Note: I’m leaving today for Washington, D.C., via train so will be posting when I can. Connectivity is uncertain on the rails.

That’s the way it is with poetry. When it is incomprehensible, it seems profound, and when you understand it, it is only ridiculous. • Galway Kinnell

I remember sitting in the back seat of the car while my mother drove us to some sort of church meeting that I’d been looking forward to until my heart got broken. As my mother and her friend talked in the front seat, I watched the rain on the window and cried silently. I didn’t want them to hear because I didn’t want to hear anything about how I’d get over it. I knew I wouldn’t.

Skeeter Davis was singing “The End of the World” on the radio. It’s the perfect breakup song, letting the breakee know that s/he isn’t alone:

Why does the sun go on shining,

Why does the sea rush to shore.

Don’t they know, it’s the end of the world,

Cause you don’t love me anymore.

I share this bit of history because I’m officially kicking off my BADolescent Poetry Contest. I will personally provide $50.00 to the person who submits the best angst-ridden poem about adolescence. The contest is for anyone who is—or ever has been—a teenager. Length? Long enough to be meaningful and short enough not to be annoying.
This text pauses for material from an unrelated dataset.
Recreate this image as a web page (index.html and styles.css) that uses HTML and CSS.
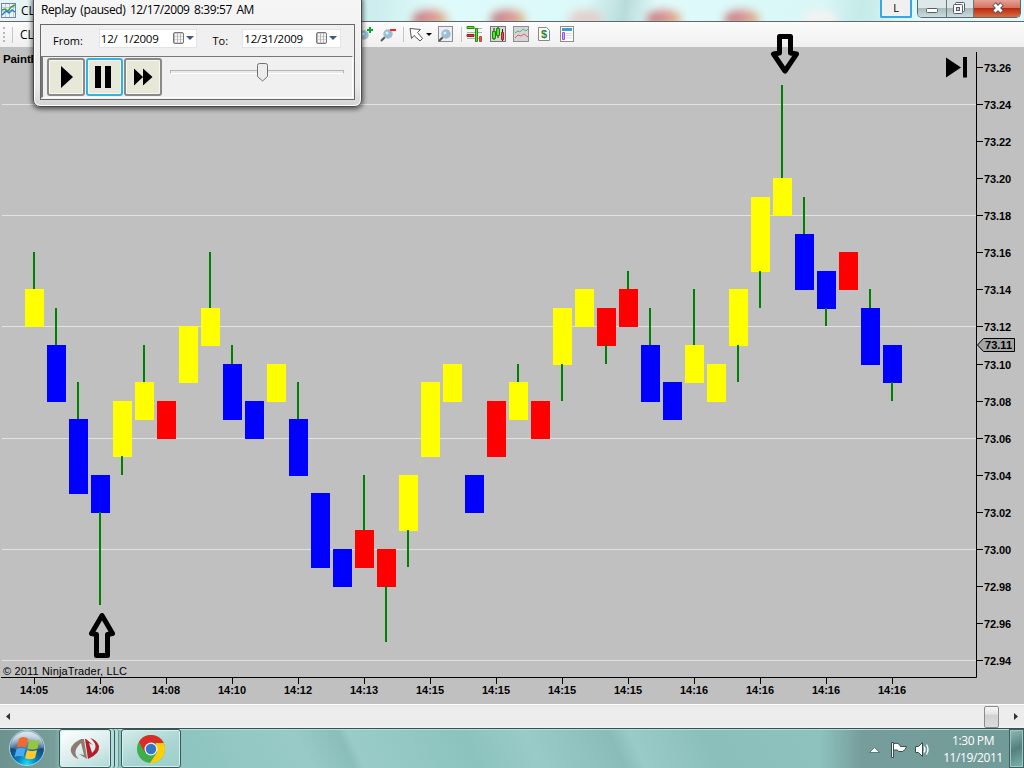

Details to come.

You can post your poetry as a comment at badolescence.wordpress. Find it at http://www.badolescence.wordpress.com/. I’ll be posting some favorites I’ve saved over the years. Revel in this sample from 1993 of what you can expect:

If my boobs were bigger

And my butt weren’t so wide,

Would you love me then, Keith,

Or would you still hide?

If my hair were curlier

And my zits went away,

Would you love me then, Keith,

Or would you still say,

“Let’s just be friends, Jill.

I like you a lot,

But some girls are for dating,

And you, Jill, you’re not!”

All these years later, I still can’t hear Skeeter Davis sing that song without thinking about my first love and my first broken heart.

Do you have a memory—or a poem—about young love or other adolescent experiences?

At fourteen you don’t need sickness or death for tragedy. • Jessamyn West

* Name changed to protect the guilty.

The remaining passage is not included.